(Collected data)

###

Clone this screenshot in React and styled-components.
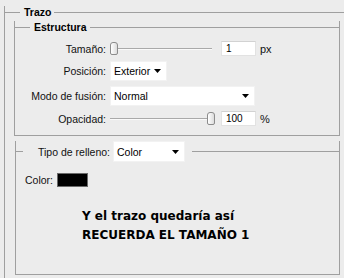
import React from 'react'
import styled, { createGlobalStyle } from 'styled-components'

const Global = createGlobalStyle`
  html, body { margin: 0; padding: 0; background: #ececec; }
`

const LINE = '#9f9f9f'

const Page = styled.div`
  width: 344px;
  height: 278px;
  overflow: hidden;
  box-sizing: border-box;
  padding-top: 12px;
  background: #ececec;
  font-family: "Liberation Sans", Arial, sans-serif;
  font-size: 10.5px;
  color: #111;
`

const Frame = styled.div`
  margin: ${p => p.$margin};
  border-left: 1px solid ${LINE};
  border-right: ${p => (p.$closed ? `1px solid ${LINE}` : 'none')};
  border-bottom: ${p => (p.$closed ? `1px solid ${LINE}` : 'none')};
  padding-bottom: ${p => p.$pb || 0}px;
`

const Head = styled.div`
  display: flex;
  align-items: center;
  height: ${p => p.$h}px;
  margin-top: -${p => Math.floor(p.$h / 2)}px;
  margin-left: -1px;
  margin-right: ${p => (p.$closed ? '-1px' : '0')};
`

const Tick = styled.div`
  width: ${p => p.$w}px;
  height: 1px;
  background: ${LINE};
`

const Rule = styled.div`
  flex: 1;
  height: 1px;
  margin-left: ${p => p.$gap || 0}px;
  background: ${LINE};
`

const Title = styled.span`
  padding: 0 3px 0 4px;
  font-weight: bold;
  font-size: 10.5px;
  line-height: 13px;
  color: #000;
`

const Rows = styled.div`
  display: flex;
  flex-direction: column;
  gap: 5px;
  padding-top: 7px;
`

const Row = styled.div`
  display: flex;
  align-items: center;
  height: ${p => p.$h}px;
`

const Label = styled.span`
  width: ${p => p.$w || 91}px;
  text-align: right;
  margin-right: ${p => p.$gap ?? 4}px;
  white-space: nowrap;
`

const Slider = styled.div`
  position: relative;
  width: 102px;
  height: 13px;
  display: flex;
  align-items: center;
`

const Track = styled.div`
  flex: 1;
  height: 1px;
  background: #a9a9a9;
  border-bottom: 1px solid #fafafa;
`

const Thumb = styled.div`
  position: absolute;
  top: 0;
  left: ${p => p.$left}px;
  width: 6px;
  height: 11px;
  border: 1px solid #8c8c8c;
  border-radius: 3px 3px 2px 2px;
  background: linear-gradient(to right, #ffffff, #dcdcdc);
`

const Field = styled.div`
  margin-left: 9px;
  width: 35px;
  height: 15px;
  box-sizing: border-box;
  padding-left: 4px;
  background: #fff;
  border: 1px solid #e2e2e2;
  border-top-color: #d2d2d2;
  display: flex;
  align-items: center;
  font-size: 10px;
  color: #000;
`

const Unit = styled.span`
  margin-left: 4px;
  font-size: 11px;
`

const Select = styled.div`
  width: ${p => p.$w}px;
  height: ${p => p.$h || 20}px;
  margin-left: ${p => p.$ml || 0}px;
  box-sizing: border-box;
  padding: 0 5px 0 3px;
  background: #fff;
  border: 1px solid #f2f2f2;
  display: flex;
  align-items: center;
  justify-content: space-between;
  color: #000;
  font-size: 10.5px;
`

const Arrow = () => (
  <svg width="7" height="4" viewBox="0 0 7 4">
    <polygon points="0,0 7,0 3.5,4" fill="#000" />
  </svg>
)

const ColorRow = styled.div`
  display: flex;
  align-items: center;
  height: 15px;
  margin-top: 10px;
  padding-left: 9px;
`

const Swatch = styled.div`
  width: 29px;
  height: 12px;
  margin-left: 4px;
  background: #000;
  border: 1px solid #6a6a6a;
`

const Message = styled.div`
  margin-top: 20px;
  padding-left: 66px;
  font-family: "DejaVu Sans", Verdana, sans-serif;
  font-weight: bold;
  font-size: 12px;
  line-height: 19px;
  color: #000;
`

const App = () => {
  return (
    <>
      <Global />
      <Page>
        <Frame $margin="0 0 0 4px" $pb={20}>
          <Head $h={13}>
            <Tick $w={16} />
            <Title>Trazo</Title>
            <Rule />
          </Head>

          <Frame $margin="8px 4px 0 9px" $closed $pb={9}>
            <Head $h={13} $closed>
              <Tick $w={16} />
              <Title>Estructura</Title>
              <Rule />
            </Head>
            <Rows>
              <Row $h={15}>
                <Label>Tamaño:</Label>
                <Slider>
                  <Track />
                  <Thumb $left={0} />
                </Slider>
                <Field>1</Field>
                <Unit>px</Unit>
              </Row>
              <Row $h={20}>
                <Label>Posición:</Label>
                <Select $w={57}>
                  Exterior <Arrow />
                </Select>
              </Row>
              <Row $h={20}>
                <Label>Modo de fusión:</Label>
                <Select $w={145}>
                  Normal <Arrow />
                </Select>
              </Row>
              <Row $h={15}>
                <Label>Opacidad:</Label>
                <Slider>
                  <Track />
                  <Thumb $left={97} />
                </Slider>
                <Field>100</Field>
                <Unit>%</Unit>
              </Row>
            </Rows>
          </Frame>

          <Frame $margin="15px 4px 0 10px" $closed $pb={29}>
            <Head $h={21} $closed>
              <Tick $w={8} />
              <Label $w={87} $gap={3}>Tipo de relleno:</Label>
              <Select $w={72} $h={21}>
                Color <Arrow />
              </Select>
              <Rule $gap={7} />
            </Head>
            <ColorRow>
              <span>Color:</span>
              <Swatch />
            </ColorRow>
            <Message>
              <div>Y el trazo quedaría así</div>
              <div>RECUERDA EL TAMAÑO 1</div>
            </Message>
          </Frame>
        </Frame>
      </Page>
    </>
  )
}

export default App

###

(Set task)
Exclude the pictures. Write out the remaining data exactly.

(Correct answer)
Clone this screenshot in React and styled-components.
import React from 'react'
import styled, { createGlobalStyle } from 'styled-components'

const Global = createGlobalStyle`
  html, body { margin: 0; padding: 0; background: #ececec; }
`

const LINE = '#9f9f9f'

const Page = styled.div`
  width: 344px;
  height: 278px;
  overflow: hidden;
  box-sizing: border-box;
  padding-top: 12px;
  background: #ececec;
  font-family: "Liberation Sans", Arial, sans-serif;
  font-size: 10.5px;
  color: #111;
`

const Frame = styled.div`
  margin: ${p => p.$margin};
  border-left: 1px solid ${LINE};
  border-right: ${p => (p.$closed ? `1px solid ${LINE}` : 'none')};
  border-bottom: ${p => (p.$closed ? `1px solid ${LINE}` : 'none')};
  padding-bottom: ${p => p.$pb || 0}px;
`

const Head = styled.div`
  display: flex;
  align-items: center;
  height: ${p => p.$h}px;
  margin-top: -${p => Math.floor(p.$h / 2)}px;
  margin-left: -1px;
  margin-right: ${p => (p.$closed ? '-1px' : '0')};
`

const Tick = styled.div`
  width: ${p => p.$w}px;
  height: 1px;
  background: ${LINE};
`

const Rule = styled.div`
  flex: 1;
  height: 1px;
  margin-left: ${p => p.$gap || 0}px;
  background: ${LINE};
`

const Title = styled.span`
  padding: 0 3px 0 4px;
  font-weight: bold;
  font-size: 10.5px;
  line-height: 13px;
  color: #000;
`

const Rows = styled.div`
  display: flex;
  flex-direction: column;
  gap: 5px;
  padding-top: 7px;
`

const Row = styled.div`
  display: flex;
  align-items: center;
  height: ${p => p.$h}px;
`

const Label = styled.span`
  width: ${p => p.$w || 91}px;
  text-align: right;
  margin-right: ${p => p.$gap ?? 4}px;
  white-space: nowrap;
`

const Slider = styled.div`
  position: relative;
  width: 102px;
  height: 13px;
  display: flex;
  align-items: center;
`

const Track = styled.div`
  flex: 1;
  height: 1px;
  background: #a9a9a9;
  border-bottom: 1px solid #fafafa;
`

const Thumb = styled.div`
  position: absolute;
  top: 0;
  left: ${p => p.$left}px;
  width: 6px;
  height: 11px;
  border: 1px solid #8c8c8c;
  border-radius: 3px 3px 2px 2px;
  background: linear-gradient(to right, #ffffff, #dcdcdc);
`

const Field = styled.div`
  margin-left: 9px;
  width: 35px;
  height: 15px;
  box-sizing: border-box;
  padding-left: 4px;
  background: #fff;
  border: 1px solid #e2e2e2;
  border-top-color: #d2d2d2;
  display: flex;
  align-items: center;
  font-size: 10px;
  color: #000;
`

const Unit = styled.span`
  margin-left: 4px;
  font-size: 11px;
`

const Select = styled.div`
  width: ${p => p.$w}px;
  height: ${p => p.$h || 20}px;
  margin-left: ${p => p.$ml || 0}px;
  box-sizing: border-box;
  padding: 0 5px 0 3px;
  background: #fff;
  border: 1px solid #f2f2f2;
  display: flex;
  align-items: center;
  justify-content: space-between;
  color: #000;
  font-size: 10.5px;
`

const Arrow = () => (
  <svg width="7" height="4" viewBox="0 0 7 4">
    <polygon points="0,0 7,0 3.5,4" fill="#000" />
  </svg>
)

const ColorRow = styled.div`
  display: flex;
  align-items: center;
  height: 15px;
  margin-top: 10px;
  padding-left: 9px;
`

const Swatch = styled.div`
  width: 29px;
  height: 12px;
  margin-left: 4px;
  background: #000;
  border: 1px solid #6a6a6a;
`

const Message = styled.div`
  margin-top: 20px;
  padding-left: 66px;
  font-family: "DejaVu Sans", Verdana, sans-serif;
  font-weight: bold;
  font-size: 12px;
  line-height: 19px;
  color: #000;
`

const App = () => {
  return (
    <>
      <Global />
      <Page>
        <Frame $margin="0 0 0 4px" $pb={20}>
          <Head $h={13}>
            <Tick $w={16} />
            <Title>Trazo</Title>
            <Rule />
          </Head>

          <Frame $margin="8px 4px 0 9px" $closed $pb={9}>
            <Head $h={13} $closed>
              <Tick $w={16} />
              <Title>Estructura</Title>
              <Rule />
            </Head>
            <Rows>
              <Row $h={15}>
                <Label>Tamaño:</Label>
                <Slider>
                  <Track />
                  <Thumb $left={0} />
                </Slider>
                <Field>1</Field>
                <Unit>px</Unit>
              </Row>
              <Row $h={20}>
                <Label>Posición:</Label>
                <Select $w={57}>
                  Exterior <Arrow />
                </Select>
              </Row>
              <Row $h={20}>
                <Label>Modo de fusión:</Label>
                <Select $w={145}>
                  Normal <Arrow />
                </Select>
              </Row>
              <Row $h={15}>
                <Label>Opacidad:</Label>
                <Slider>
                  <Track />
                  <Thumb $left={97} />
                </Slider>
                <Field>100</Field>
                <Unit>%</Unit>
              </Row>
            </Rows>
          </Frame>

          <Frame $margin="15px 4px 0 10px" $closed $pb={29}>
            <Head $h={21} $closed>
              <Tick $w={8} />
              <Label $w={87} $gap={3}>Tipo de relleno:</Label>
              <Select $w={72} $h={21}>
                Color <Arrow />
              </Select>
              <Rule $gap={7} />
            </Head>
            <ColorRow>
              <span>Color:</span>
              <Swatch />
            </ColorRow>
            <Message>
              <div>Y el trazo quedaría así</div>
              <div>RECUERDA EL TAMAÑO 1</div>
            </Message>
          </Frame>
        </Frame>
      </Page>
    </>
  )
}

export default App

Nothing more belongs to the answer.